The Women of Allah series (1993–97), comprising stark black-and-white photographs inscribed with Farsi calligraphy and gun imagery, established her international reputation and sparked urgent conversations about representation, agency, and violence. These iconic photographs are now held in major museum collections including MoMA, the Guggenheim, and the Metropolitan Museum of Art. Her limited edition prints from this series remain among the most sought-after contemporary artworks in the market. By appropriating calligraphy—a traditionally male-dominated form in Islamic art—and pairing it with confrontational imagery, Neshat subverts conventional hierarchies and forces viewers to reconsider assumptions about femininity, Islam, and power.

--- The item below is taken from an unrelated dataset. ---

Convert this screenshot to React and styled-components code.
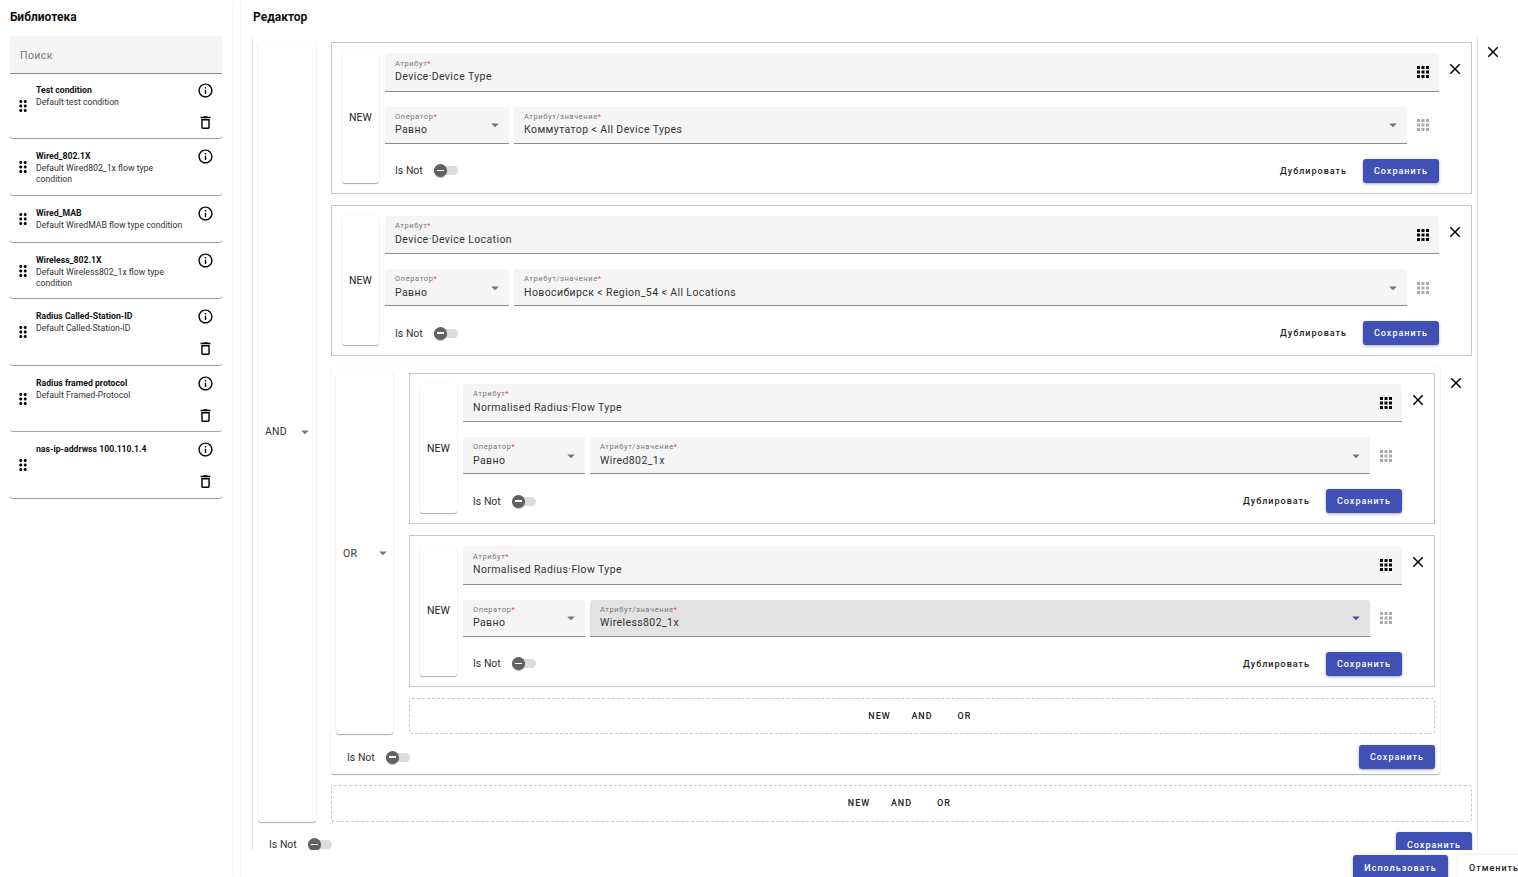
import React from 'react';
import styled, { createGlobalStyle } from 'styled-components';

const GlobalStyle = createGlobalStyle`
  html, body {
    margin: 0;
    padding: 0;
    background: #fff;
    font-family: Roboto, "Liberation Sans", sans-serif;
    color: rgba(0, 0, 0, 0.87);
  }
  * {
    box-sizing: border-box;
  }
`;

const ICONS = {
  close: 'M19 6.41 17.59 5 12 10.59 6.41 5 5 6.41 10.59 12 5 17.59 6.41 19 12 13.41 17.59 19 19 17.59 13.41 12z',
  apps: 'M4 8h4V4H4v4zm6 12h4v-4h-4v4zm-6 0h4v-4H4v4zm0-6h4v-4H4v4zm6 0h4v-4h-4v4zm6-10v4h4V4h-4zm-6 4h4V4h-4v4zm6 6h4v-4h-4v4zm0 6h4v-4h-4v4z',
  info: 'M11 7h2v2h-2zm0 4h2v6h-2zm1-9C6.48 2 2 6.48 2 12s4.48 10 10 10 10-4.48 10-10S17.52 2 12 2zm0 18c-4.41 0-8-3.59-8-8s3.59-8 8-8 8 3.59 8 8-3.59 8-8 8z',
  trash: 'M6 19c0 1.1.9 2 2 2h8c1.1 0 2-.9 2-2V7H6v12zM8 9h8v10H8V9zm7.5-5l-1-1h-5l-1 1H5v2h14V4z',
  drag: 'M11 18c0 1.1-.9 2-2 2s-2-.9-2-2 .9-2 2-2 2 .9 2 2zm-2-8c-1.1 0-2 .9-2 2s.9 2 2 2 2-.9 2-2-.9-2-2-2zm0-6c-1.1 0-2 .9-2 2s.9 2 2 2 2-.9 2-2-.9-2-2-2zm6 4c1.1 0 2-.9 2-2s-.9-2-2-2-2 .9-2 2 .9 2 2 2zm0 2c-1.1 0-2 .9-2 2s.9 2 2 2 2-.9 2-2-.9-2-2-2zm0 6c-1.1 0-2 .9-2 2s.9 2 2 2 2-.9 2-2-.9-2-2-2z',
  caret: 'M7 10l5 5 5-5z',
};

const Icon = ({ name, size = 18, color = '#000', className }) => (
  <svg className={className} width={size} height={size} viewBox="0 0 24 24" fill={color}>
    <path d={ICONS[name]} />
  </svg>
);

const paperShadow = '0 1px 1px rgba(0, 0, 0, 0.32), 0 0 2px rgba(0, 0, 0, 0.07)';

const Page = styled.div`
  display: flex;
  width: 1518px;
  height: 877px;
  overflow: hidden;
`;

const Sidebar = styled.aside`
  flex: none;
  width: 232px;
  height: 877px;
  padding: 0 10px;
  box-shadow: 0 0 2px rgba(0, 0, 0, 0.1);
`;

const Title = styled.h2`
  margin: 0;
  height: 36px;
  font-size: 12px;
  line-height: 34px;
  font-weight: 700;
  color: #111;
`;

const Search = styled.div`
  height: 37.5px;
  padding: 2px 10px 0;
  display: flex;
  align-items: center;
  background: #f5f5f5;
  border-bottom: 1px solid #8c8c8c;
  border-radius: 3px 3px 0 0;
  font-size: 10.5px;
  letter-spacing: 0.4px;
  color: #757575;
`;

const Card = styled.article`
  display: flex;
  min-height: 47px;
  border-radius: 3px;
  box-shadow: inset 0 -1px 0 rgba(0, 0, 0, 0.36);
  &:first-of-type {
    margin-top: -1px;
  }
`;

const DragCell = styled.div`
  flex: none;
  width: 26px;
  padding-left: 4px;
  display: flex;
  align-items: center;
`;

const CardText = styled.div`
  flex: none;
  width: 149px;
  padding: 11px 0 10.5px;
`;

const CardName = styled.div`
  font-size: 8.7px;
  line-height: 12px;
  font-weight: 700;
  color: #111;
`;

const CardNote = styled.div`
  margin-top: 1px;
  font-size: 8.7px;
  line-height: 11px;
  color: #333;
`;

const CardActions = styled.div`
  flex: none;
  margin-left: 12px;
  padding: 9px 0 8.5px;
  display: flex;
  flex-direction: column;
  gap: 15px;
  & svg {
    display: block;
  }
`;

const Editor = styled.main`
  flex: none;
  margin-left: 9px;
  width: 1277px;
  height: 877px;
  display: flex;
  flex-direction: column;
  box-shadow: 0 0 2px rgba(0, 0, 0, 0.1);
`;

const EditorBody = styled.div`
  flex: none;
  height: 850px;
  overflow: hidden;
`;

const EditorTitle = styled(Title)`
  padding-left: 12px;
  height: 37px;
`;

const EditorRow = styled.div`
  display: flex;
`;

const Frame = styled.div`
  flex: none;
  width: 1226px;
  margin-left: 11px;
  padding: 5px;
  border-left: 1px solid #e6e6e6;
  border-right: 1px solid #e6e6e6;
`;

const Group = styled.section`
  flex: 1;
  min-width: 0;
  padding: 5.5px 5px 5px;
  border-radius: 3px;
  box-shadow: ${paperShadow};
`;

const GroupBody = styled.div`
  display: flex;
  gap: ${p => (p.$nested ? '16px' : '15px')};
`;

const OperatorColumn = styled.div`
  flex: none;
  width: ${p => (p.$nested ? '57px' : '58px')};
  padding: 0 ${p => (p.$nested ? '1px' : '2px')} 0 7px;
  display: flex;
  align-items: center;
  justify-content: space-between;
  border-radius: 3px;
  box-shadow: ${paperShadow};
  font-size: 10.5px;
  letter-spacing: 0.2px;
  color: #333;
`;

const Stack = styled.div`
  flex: 1;
  min-width: 0;
  display: flex;
  flex-direction: column;
  gap: 11px;
`;

const RuleBox = styled.div`
  height: 151.5px;
  padding: 10px 0 10px 10px;
  display: flex;
  border: 1px solid #c8c8c8;
`;

const NewTag = styled.div`
  flex: none;
  width: 37px;
  margin-right: 6px;
  display: flex;
  align-items: center;
  justify-content: center;
  border-radius: 3px;
  box-shadow: ${paperShadow};
  font-size: 10.5px;
  color: #222;
`;

const RuleMain = styled.div`
  flex: 1;
  min-width: 0;
  display: flex;
  flex-direction: column;
  gap: 15px;
`;

const CloseSlot = styled.button`
  flex: none;
  display: flex;
  align-items: flex-start;
  width: 32px;
  height: 32px;
  margin: 7px 0 0;
  padding: 0 0 0 7px;
  border: 0;
  background: none;
`;

const PanelClose = styled(CloseSlot)`
  margin-top: 6px;
  padding-left: 6px;
`;

const FieldRow = styled.div`
  display: flex;
  gap: 5px;
`;

const Field = styled.div`
  position: relative;
  flex: ${p => (p.$width ? 'none' : '1')};
  width: ${p => (p.$width ? `${p.$width}px` : 'auto')};
  min-width: 0;
  height: 37.5px;
  padding: 5.5px 10px 0;
  background: ${p => (p.$active ? '#e3e3e3' : '#f5f5f5')};
  border-bottom: 1px solid #8c8c8c;
  border-radius: 3px 3px 0 0;
`;

const SelectField = styled(Field)`
  height: 37px;
  padding-top: 5px;
`;

const FieldLabel = styled.div`
  font-size: 7.5px;
  line-height: 10px;
  letter-spacing: 0.6px;
  color: #757575;
  & b {
    font-weight: 400;
    color: #f44336;
  }
`;

const FieldValue = styled.div`
  margin-top: 1.5px;
  font-size: 10.5px;
  line-height: 14px;
  letter-spacing: 0.4px;
  color: #333;
`;

const FieldIcon = styled.span`
  position: absolute;
  top: 10px;
  right: 7px;
  display: flex;
`;

const Caret = styled.span`
  position: absolute;
  top: 9.5px;
  right: 5px;
  display: flex;
`;

const GridSlot = styled.div`
  flex: none;
  width: 27px;
  padding-right: 5px;
  display: flex;
  align-items: center;
  justify-content: center;
  opacity: 0.33;
`;

const ActionRow = styled.div`
  flex: none;
  height: 24px;
  display: flex;
  align-items: center;
  padding-left: 10px;
`;

const GroupActions = styled(ActionRow)`
  margin-top: 11px;
  padding-left: 11px;
`;

const SwitchLabel = styled.span`
  font-size: 10.5px;
  color: #333;
  margin-right: 11px;
`;

const SwitchTrack = styled.span`
  position: relative;
  display: block;
  width: 24px;
  height: 9px;
  border-radius: 5px;
  background: #dcdcdc;
`;

const SwitchThumb = styled.span`
  position: absolute;
  left: 0;
  top: -2px;
  width: 13px;
  height: 13px;
  border-radius: 50%;
  background: #616161;
  box-shadow: 0 1px 1px rgba(0, 0, 0, 0.3);
  &::after {
    content: '';
    position: absolute;
    left: 3px;
    top: 5.5px;
    width: 7px;
    height: 1.5px;
    background: #fff;
  }
`;

const Spacer = styled.div`
  flex: 1;
`;

const TextButton = styled.button`
  flex: none;
  height: 24px;
  padding: 0 11px;
  border: 0;
  background: none;
  font-family: inherit;
  font-size: 9px;
  font-weight: 500;
  letter-spacing: 1px;
  color: #222;
`;

const ZoneButton = styled(TextButton)`
  width: 42.5px;
  padding: 0;
`;

const SolidButton = styled(TextButton)`
  width: 76px;
  padding: 0;
  margin-left: ${p => (p.$gap ? `${p.$gap}px` : '0')};
  border-radius: 3px;
  background: #3f51b5;
  color: #fff;
  box-shadow: 0 1px 3px rgba(0, 0, 0, 0.35);
`;

const TallButton = styled(SolidButton)`
  height: 26px;
  flex: none;
  align-self: flex-start;
`;

const FrameSave = styled(TallButton)`
  margin-top: -1px;
`;

const WideButton = styled(TallButton)`
  width: 95px;
`;

const DropZone = styled.div`
  height: 36.5px;
  display: flex;
  align-items: center;
  justify-content: center;
  border: 1px dashed #c8c8c8;
  border-radius: 3px;
`;

const FooterBar = styled.footer`
  flex: none;
  height: 27px;
  overflow: hidden;
  padding: 5px 11px 0 0;
  display: flex;
  justify-content: flex-end;
  align-items: flex-start;
  gap: 10px;
`;

const CancelButton = styled(TextButton)`
  height: 26px;
  margin-right: -23px;
  border-radius: 3px;
  box-shadow: 0 0 3px rgba(0, 0, 0, 0.15);
`;

const library = [
  { name: 'Test condition', note: 'Default test condition', removable: true },
  { name: 'Wired_802.1X', note: 'Default Wired802_1x flow type condition' },
  { name: 'Wired_MAB', note: 'Default WiredMAB flow type condition' },
  { name: 'Wireless_802.1X', note: 'Default Wireless802_1x flow type condition' },
  { name: 'Radius Called-Station-ID', note: 'Default Called-Station-ID', removable: true },
  { name: 'Radius framed protocol', note: 'Default Framed-Protocol', removable: true },
  { name: 'nas-ip-addrwss 100.110.1.4', note: '', removable: true },
];

const Toggle = () => (
  <>
    <SwitchLabel>Is Not</SwitchLabel>
    <SwitchTrack>
      <SwitchThumb />
    </SwitchTrack>
  </>
);

const Rule = ({ attribute, value, nested, active }) => (
  <RuleBox>
    <NewTag>NEW</NewTag>
    <RuleMain>
      <Field>
        <FieldLabel>Атрибут<b>*</b></FieldLabel>
        <FieldValue>{attribute}</FieldValue>
        <FieldIcon><Icon name="apps" /></FieldIcon>
      </Field>
      <FieldRow>
        <SelectField $width={nested ? 122 : 124}>
          <FieldLabel>Оператор<b>*</b></FieldLabel>
          <FieldValue>Равно</FieldValue>
          <Caret><Icon name="caret" color="#757575" /></Caret>
        </SelectField>
        <SelectField $active={active}>
          <FieldLabel>Атрибут/значение<b>*</b></FieldLabel>
          <FieldValue>{value}</FieldValue>
          <Caret><Icon name="caret" color={active ? '#3f51b5' : '#757575'} /></Caret>
        </SelectField>
        <GridSlot><Icon name="apps" /></GridSlot>
      </FieldRow>
      <ActionRow>
        <Toggle />
        <Spacer />
        <TextButton>Дублировать</TextButton>
        <SolidButton $gap={5}>Сохранить</SolidButton>
      </ActionRow>
    </RuleMain>
    <CloseSlot><Icon name="close" /></CloseSlot>
  </RuleBox>
);

const AddZone = () => (
  <DropZone>
    <ZoneButton>NEW</ZoneButton>
    <ZoneButton>AND</ZoneButton>
    <ZoneButton>OR</ZoneButton>
  </DropZone>
);

export default function App() {
  return (
    <Page>
      <GlobalStyle />
      <Sidebar>
        <Title>Библиотека</Title>
        <Search>Поиск</Search>
        {library.map(item => (
          <Card key={item.name}>
            <DragCell><Icon name="drag" /></DragCell>
            <CardText>
              <CardName>{item.name}</CardName>
              <CardNote>{item.note}</CardNote>
            </CardText>
            <CardActions>
              <Icon name="info" size={17} />
              {item.removable && <Icon name="trash" size={17} />}
            </CardActions>
          </Card>
        ))}
      </Sidebar>
      <Editor>
        <EditorBody>
          <EditorTitle>Редактор</EditorTitle>
          <EditorRow>
            <Frame>
              <GroupBody>
                <OperatorColumn>
                  AND
                  <Icon name="caret" color="#757575" />
                </OperatorColumn>
                <Stack>
                  <Rule attribute="Device·Device Type" value="Коммутатор < All Device Types" />
                  <Rule attribute="Device·Device Location" value="Новосибирск < Region_54 < All Locations" />
                  <EditorRow>
                    <Group>
                      <GroupBody $nested>
                        <OperatorColumn $nested>
                          OR
                          <Icon name="caret" color="#757575" />
                        </OperatorColumn>
                        <Stack>
                          <Rule nested attribute="Normalised Radius·Flow Type" value="Wired802_1x" />
                          <Rule nested active attribute="Normalised Radius·Flow Type" value="Wireless802_1x" />
                          <AddZone />
                        </Stack>
                      </GroupBody>
                      <GroupActions>
                        <Toggle />
                        <Spacer />
                        <SolidButton>Сохранить</SolidButton>
                      </GroupActions>
                    </Group>
                    <CloseSlot><Icon name="close" /></CloseSlot>
                  </EditorRow>
                  <AddZone />
                </Stack>
              </GroupBody>
              <GroupActions>
                <Toggle />
                <Spacer />
                <FrameSave>Сохранить</FrameSave>
              </GroupActions>
            </Frame>
            <PanelClose><Icon name="close" /></PanelClose>
          </EditorRow>
        </EditorBody>
        <FooterBar>
          <WideButton>Использовать</WideButton>
          <CancelButton>Отменить</CancelButton>
        </FooterBar>
      </Editor>
    </Page>
  );
}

Beyond photography, Neshat's practice encompasses video installation and film. Her feature film Women Without Men (2009) weaves together four female narratives against Iran's 1953 coup, offering a poetic yet politically astute meditation on female subjectivity and state oppression. Her video artworks, including the acclaimed Turbulent series (1998), similarly merge intimate portraiture with expansive architectural space, creating immersive environments that interrogate belonging and displacement.
Neshat's work has been exhibited at major international venues including the Venice Biennale (where she won the Golden Lion in 1999), Documenta, the Whitney Biennial, and Tate Modern. Her photographs and limited edition prints remain central to contemporary discourse on identity and resistance, establishing her as one of the most significant artists addressing these themes in the 21st century.